The Last Item on Your List May Be the Most Important

In the middle of last week, I was going through my to-do list, which had suddenly ballooned out from about 10 items to well over 30. On our team, we use Asana, which is a great tool for staying organized with our to-dos, but it doesn’t make things less overwhelming. Sometimes, when I’m looking at the long list, it can be hard for me to decide what to do first.

Often times, tasks on my to-do list are little things that feel very important. But sometimes, I have to remind myself to take a step back and ask, “will this action take me one step closer toward achieving my primary goal?” If the answer is no, then that task is probably not as important as I had thought. For example, it would be great if I made certain edits and updates to our website, but is that nearly as important as reaching out to a contact who could become a potential client? Definitely not!

I know that this pattern that I occasionally fall into is not unique. In fact, we’ve seen it again and again with the artists we work with. It is so easy to become very busy and overwhelmed with an enormous list of things to do that feel important. Often times, these items may feel tedious or hard, and perhaps we’ve been procrastinating on them, but the truth is that they are “easy.” Usually, these are the tasks don’t require us to go out on a limb or to take a risk.

However, it is usually the risker tasks – like reaching out to a prospective client or calling a venue – that move us concretely toward our goals. In business, they call it sales or market testing – and its actually the most important part. If nobody wants to buy your product (because they don’t know that it exists), then who cares how perfect it is? Same with performers. You might play or sing flawlessly, but if you’re not taking the action necessary to get hired and heard (as in giving people a chance to say yes or no to you), you won’t be advancing in your profession.

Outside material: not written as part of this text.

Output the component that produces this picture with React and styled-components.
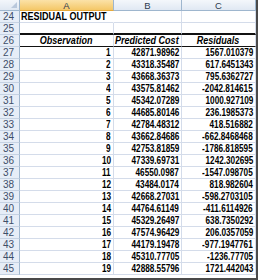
import React from 'react';
import styled, { createGlobalStyle } from 'styled-components';

const GlobalStyle = createGlobalStyle`
    html, body {
        margin: 0;
        padding: 0;
        background: #ffffff;
    }
`;

// rows of the residual table: observation, predicted cost, residual
const rows = [
    [1, '42871.98962', '1567.010379'],
    [2, '43318.35487', '617.6451343'],
    [3, '43668.36373', '795.6362727'],
    [4, '43575.81462', '-2042.814615'],
    [5, '45342.07289', '1000.927109'],
    [6, '44685.80146', '236.1985373'],
    [7, '42784.48312', '418.516882'],
    [8, '43662.84686', '-662.8468468'],
    [9, '42753.81859', '-1786.818595'],
    [10, '47339.69731', '1242.302695'],
    [11, '46550.0987', '-1547.098705'],
    [12, '43484.0174', '818.982604'],
    [13, '42668.27031', '-598.2703105'],
    [14, '44764.61149', '-411.6114926'],
    [15, '45329.26497', '638.7350292'],
    [16, '47574.96429', '206.0357059'],
    [17, '44179.19478', '-977.1947761'],
    [18, '45310.77705', '-1236.77705'],
    [19, '42888.55796', '1721.442043'],
];

const origins = { 'flex-start': 'left center', center: 'center', 'flex-end': 'right center' };

const Frame = styled.div`
    width: 258px;
    height: 280px;
    overflow: hidden;
    box-sizing: border-box;
    border-right: 2px solid #4a4a4a;
    border-bottom: 2px solid #4a4a4a;
    background: #ffffff;
`;

const Sheet = styled.div`
    display: grid;
    grid-template-columns: 20px 94px 68px 74px;
    grid-auto-rows: 12px;
    grid-template-rows: 11px;
    font-family: "Liberation Sans", Arial, sans-serif;
`;

const Corner = styled.div`
    position: relative;
    box-sizing: border-box;
    background: linear-gradient(#f3f6fb, #dfe7f2);
    border-right: 1px solid #9eb6ce;
    border-bottom: 1px solid #9eb6ce;

    &::after {
        content: '';
        position: absolute;
        right: 2px;
        bottom: 2px;
        border-left: 6px solid transparent;
        border-bottom: 6px solid #b9c8dc;
    }
`;

const ColHead = styled.div`
    box-sizing: border-box;
    display: flex;
    align-items: center;
    justify-content: center;
    font-size: 9.5px;
    color: #2d3a4f;
    background: ${(p) => (p.$active
        ? 'linear-gradient(#fbe2a8, #f4c767)'
        : 'linear-gradient(#f4f7fb, #e0e8f3)')};
    border-right: 1px solid #9eb6ce;
    border-bottom: 1px solid ${(p) => (p.$active ? '#e6a93a' : '#9eb6ce')};
`;

const RowHead = styled.div`
    box-sizing: border-box;
    display: flex;
    align-items: center;
    padding-left: 3px;
    font-size: 10px;
    color: #3e4e69;
    background: #e6edf7;
    border-right: 1px solid #9eb6ce;
    border-bottom: 1px solid #c5d2e3;
`;

const Cell = styled.div`
    box-sizing: border-box;
    display: flex;
    align-items: center;
    justify-content: ${(p) => p.$align || 'flex-end'};
    padding: 0 2px 0 1px;
    white-space: nowrap;
    border-right: 1px solid ${(p) => (p.$free ? 'transparent' : '#d4dcea')};
    border-bottom: ${(p) => p.$under || '1px solid #d4dcea'};
`;

// Arial Narrow look: bold Liberation Sans squeezed to 82%
const Text = styled.span`
    display: inline-block;
    font-size: ${(p) => (p.$head ? '11px' : '10px')};
    font-weight: bold;
    font-style: ${(p) => (p.$italic ? 'italic' : 'normal')};
    color: #000000;
    line-height: 11px;
    transform: scaleX(0.82);
    transform-origin: ${(p) => origins[p.$align || 'flex-end']};
`;

const App = () => {
    return (
        <>
            <GlobalStyle />
            <Frame>
                <Sheet>
                    <Corner />
                    <ColHead $active>A</ColHead>
                    <ColHead>B</ColHead>
                    <ColHead>C</ColHead>

                    <RowHead>24</RowHead>
                    <Cell $align="flex-start" $free>
                        <Text $head $align="flex-start">RESIDUAL OUTPUT</Text>
                    </Cell>
                    <Cell />
                    <Cell />

                    <RowHead>25</RowHead>
                    <Cell $under="2px solid #111" />
                    <Cell $under="2px solid #111" />
                    <Cell $under="2px solid #111" />

                    <RowHead>26</RowHead>
                    <Cell $align="center" $under="1px solid #111">
                        <Text $head $italic $align="center">Observation</Text>
                    </Cell>
                    <Cell $align="center" $under="1px solid #111">
                        <Text $head $italic $align="center">Predicted Cost</Text>
                    </Cell>
                    <Cell $align="center" $under="1px solid #111">
                        <Text $head $italic $align="center">Residuals</Text>
                    </Cell>

                    {rows.map(([obs, cost, resid], i) => (
                        <React.Fragment key={obs}>
                            <RowHead>{27 + i}</RowHead>
                            <Cell><Text>{obs}</Text></Cell>
                            <Cell><Text>{cost}</Text></Cell>
                            <Cell><Text>{resid}</Text></Cell>
                        </React.Fragment>
                    ))}
                </Sheet>
            </Frame>
        </>
    );
};

export default App;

Often times, we feel reluctant to put ourselves out there until everything is “perfect” – our website, our performance, all of it. This creates two problems. First of all, perfection is a fallacy – this is always room to improve. Second of all, by making the real, important action conditional on something else that must be perfected first, we delay the most important tasks – sometimes indefinitely. Regular delaying can have a significant impact on our willingness to take action at all.

Greg Kastelman, our mastermind Booking Coordinator at Cadenza Artists recently introduced all of us to a book called The One Thing. It’s a simple read but the message is profound. How do we cut through all the noise, all the distractions, and all the multitasking we usually do to discover our one true focus?

One of my favorite parts of the book is it’s suggestion that we replace our mile-long to do lists with a success list – a short list of tasks that directly correspond to the result we are looking to achieve. So for example, if you are looking to perform more, calling venues (ideally a specific number per day) should be on your success list. Updating your website or practicing for 6 hours to the exclusion of any other activities might not be.

That’s not to say that having an updated website or practicing regularly are not important – they certainly are! However, it is so important to keep sight of the bigger picture, the bigger goal – your one thing – and to check in regularly with yourself and your team to make sure the way you spend your time is directly leading to the realization of your ultimate goal.

Do you ever find yourself avoiding the important tasks on your success list because you’re focusing on other tasks? How do you get yourself to focus on what matters most?